Whether you homeschool year-round, or you’re winding up this school year and already planning for the next, this post can help you manage your time and find ways to make sure you (and your kids) stay motivated.
Lately I’ve been following a few other homeschool sites on Facebook. There are a couple of common themes that come up time and again on these threads, one being homeschooling moms asking for advice on curriculum (which ties right in to the new e-book I’ll be publishing soon – my first!)
The second question that comes up frequently on these forums, and in the e-mails I get from homeschool moms who write to me for advice, comes down to this: how do I do it all?!
To which I almost inevitably reply: you’re doing too much!
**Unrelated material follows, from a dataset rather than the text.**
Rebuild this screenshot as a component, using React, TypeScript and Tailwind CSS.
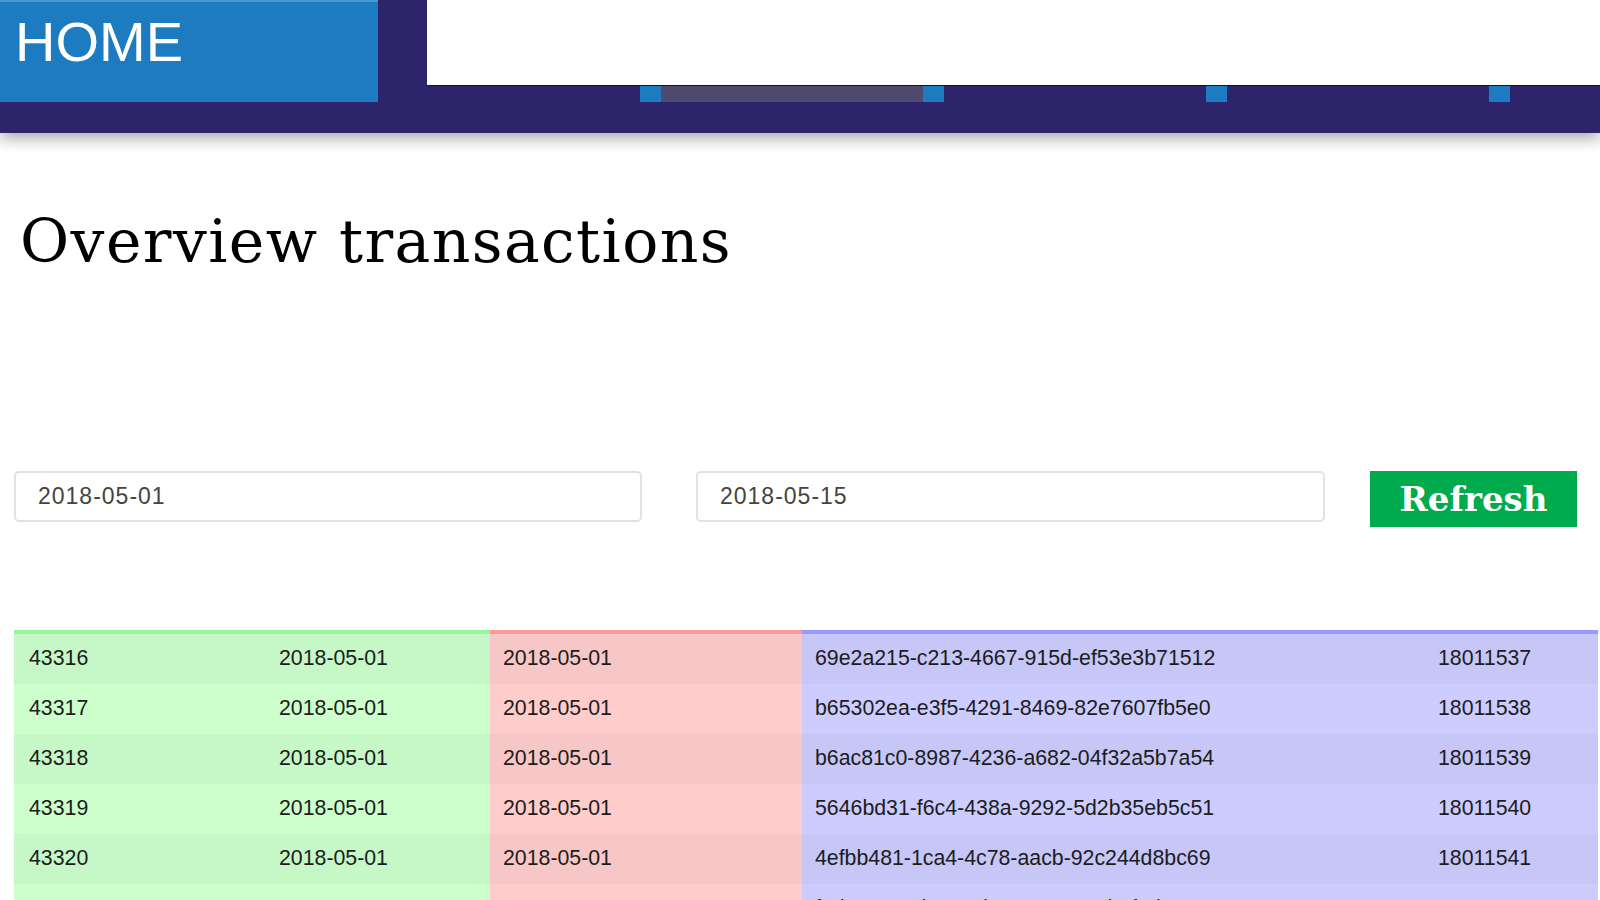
import React from 'react';

type Row = {
  id: string;
  date: string;
  bookDate: string;
  guid: string;
  ref: string;
};

const rows: Row[] = [
  { id: '43316', date: '2018-05-01', bookDate: '2018-05-01', guid: '69e2a215-c213-4667-915d-ef53e3b71512', ref: '18011537' },
  { id: '43317', date: '2018-05-01', bookDate: '2018-05-01', guid: 'b65302ea-e3f5-4291-8469-82e7607fb5e0', ref: '18011538' },
  { id: '43318', date: '2018-05-01', bookDate: '2018-05-01', guid: 'b6ac81c0-8987-4236-a682-04f32a5b7a54', ref: '18011539' },
  { id: '43319', date: '2018-05-01', bookDate: '2018-05-01', guid: '5646bd31-f6c4-438a-9292-5d2b35eb5c51', ref: '18011540' },
  { id: '43320', date: '2018-05-01', bookDate: '2018-05-01', guid: '4efbb481-1ca4-4c78-aacb-92c244d8bc69', ref: '18011541' },
  { id: '43321', date: '2018-05-02', bookDate: '2018-05-02', guid: 'f2d4c7a1-0b3e-4d57-9a1c-6e8b2f4d0a13', ref: '18011542' },
];

// ── Header ────────────────────────────────────────────────────────────────────

const Header: React.FC = () => (
  <header className="relative z-10 flex h-[133px] bg-[#2e246c] shadow-[0_6px_14px_rgba(0,0,0,0.32)]">
    <div className="w-[378px] h-[102px] shrink-0 bg-[#1d7bc1] border-t-2 border-[#4d97cf]">
      <span className="block pl-[15px] pt-[9px] text-[56px] leading-[62px] text-white font-['Liberation_Sans',Arial,sans-serif]">
        HOME
      </span>
    </div>

    <div className="flex-1 flex flex-col">
      <div className="h-[86px] pl-[49px] flex">
        <div className="flex-1 bg-white border-b border-[#140d45]" />
      </div>
      {/* nav markers */}
      <div className="flex h-[16px] pl-[262px]">
        <div className="w-[21px] bg-[#1d7bc1]" />
        <div className="w-[262px] bg-[#4f4a70]" />
        <div className="w-[21px] bg-[#1d7bc1]" />
        <div className="w-[262px]" />
        <div className="w-[21px] bg-[#1d7bc1]" />
        <div className="w-[262px]" />
        <div className="w-[21px] bg-[#1d7bc1]" />
      </div>
    </div>
  </header>
);

// ── Filters ───────────────────────────────────────────────────────────────────

const DateInput: React.FC<{ value: string; width: string }> = ({ value, width }) => (
  <div
    className={`${width} h-[51px] flex items-center pl-[22px] bg-white border-2 border-[#e2e2e2] rounded-[5px] text-[23px] tracking-[1px] text-[#444] font-['Liberation_Sans',Arial,sans-serif]`}
  >
    {value}
  </div>
);

// ── Page ──────────────────────────────────────────────────────────────────────

export default function App() {
  return (
    <div className="w-[1600px] h-[900px] overflow-hidden bg-white">
      <Header />

      <main className="pl-[14px] pr-[2px]">
        <h1 className="pl-[6px] pt-[72px] text-[60px] leading-[72px] text-black font-['DejaVu_Serif',Georgia,serif] tracking-[1.4px]">
          Overview transactions
        </h1>

        <div className="flex items-start mt-[194px]">
          <DateInput value="2018-05-01" width="w-[628px]" />
          <div className="ml-[54px]">
            <DateInput value="2018-05-15" width="w-[629px]" />
          </div>
          <button className="ml-[45px] w-[207px] h-[56px] bg-[#00ab4e] text-white text-[34px] font-bold font-['DejaVu_Serif',Georgia,serif] leading-none">
            Refresh
          </button>
        </div>

        <table className="mt-[103px] table-fixed border-collapse w-[1584px] text-[21.3px] text-[#1c1c1c] font-['Liberation_Sans',Arial,sans-serif]">
          <colgroup>
            <col className="w-[251px]" />
            <col className="w-[225px]" />
            <col className="w-[312px]" />
            <col className="w-[622px]" />
            <col className="w-[174px]" />
          </colgroup>
          <tbody>
            <tr className="h-[4px]">
              <td className="p-0 bg-[#99f599]" />
              <td className="p-0 bg-[#99f599]" />
              <td className="p-0 bg-[#ff9999]" />
              <td className="p-0 bg-[#9999ff]" />
              <td className="p-0 bg-[#9999ff]" />
            </tr>
            {rows.map((r, i) => {
              const odd = i % 2 === 0;
              const green = odd ? 'bg-[#c6f7c6]' : 'bg-[#ccffcc]';
              const red = odd ? 'bg-[#f7c6c6]' : 'bg-[#ffcccc]';
              const blue = odd ? 'bg-[#c6c6f7]' : 'bg-[#ccccff]';
              return (
                <tr key={r.id} className="h-[50px]">
                  <td className={`pl-[15px] ${green}`}>{r.id}</td>
                  <td className={`pl-[14px] ${green}`}>{r.date}</td>
                  <td className={`pl-[13px] ${red}`}>{r.bookDate}</td>
                  <td className={`pl-[13px] ${blue}`}>{r.guid}</td>
                  <td className={`pl-[14px] ${blue}`}>{r.ref}</td>
                </tr>
              );
            })}
          </tbody>
        </table>
      </main>
    </div>
  );
}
If you feel overwhelmed as a homeschooler, believe me, you’re not alone.
I’ve been homeschooling for over 23 years, but I can still remember quite clearly how overwhelmed and stressed out I felt, for many years. In fact, those feelings are something that few homeschool moms completely conquer, but you can make great strides towards a more relaxed approach to homeschooling that will benefit you and your kids.
To give you an example, I’ve heard from moms who are homeschooling three kids between kindergarten and sixth grade AND trying to homeschool a couple of preschoolers. Personally, I don’t understand the emphasis on “homeschooling” preschool, but that’s a topic for another day.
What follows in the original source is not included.